İYİ BAYRAMLAR – Girmek Mi Zor, Çıkmak Mı?
İyi Bayramlar
Dünyamızda dengeyi bulduğumuz,
Sevdiklerimize maskesiz ve özgürce sarılabildiğimiz,
Tüm sorunların çözümlerine kavuştuğumuz,
Güzel günlerin umuduyla…
Mesafelerin olmadığı bayramlara kavuşmak dileğiyle…
Distopyalarda ve bilimkurgu filmlerinde görmeye alışık olduğumuz bir dönemden geçiyoruz.
Dünyamız, son bir kaç yıldır “daha ne kadar kötü olabilir ki?” sorusuna cevap arıyor gibi.
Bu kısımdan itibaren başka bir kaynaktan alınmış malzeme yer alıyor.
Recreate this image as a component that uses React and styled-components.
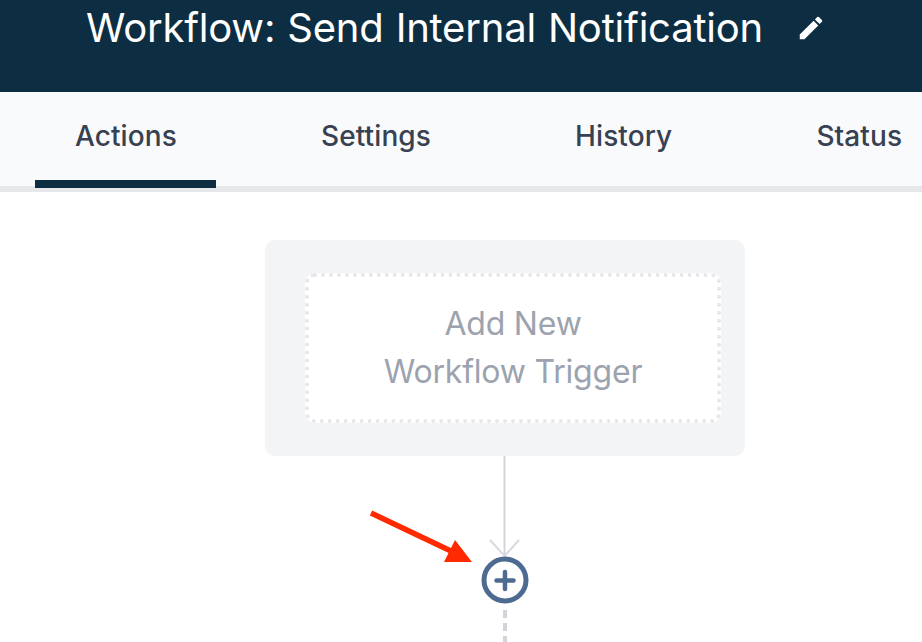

Sanki tepemizde biri bütün felaket düğmelerine aynı anda basmış…
Sırasıyla “error” veren bir süreç ve bilgisayarda” mavi ekran” olarak tanımlanan donup kalma hali… İşte son dönemlerdeki tanımımız bu…
Dünya Aralık 2019’dan beri ülke ülke karantinaya girdi. Dünya Sağlık Örgütü 11 Mart 2020 de “Pandemi” ilan etti. 16 Mart 2020 tarihinde, bilimsel adıyla “covid 19”, halk arasında “Korona” olarak bilinen virüsün sebep olduğu, salgın hastalık nedeniyle, ülkemizde de resmi olarak karantina ilan edildi.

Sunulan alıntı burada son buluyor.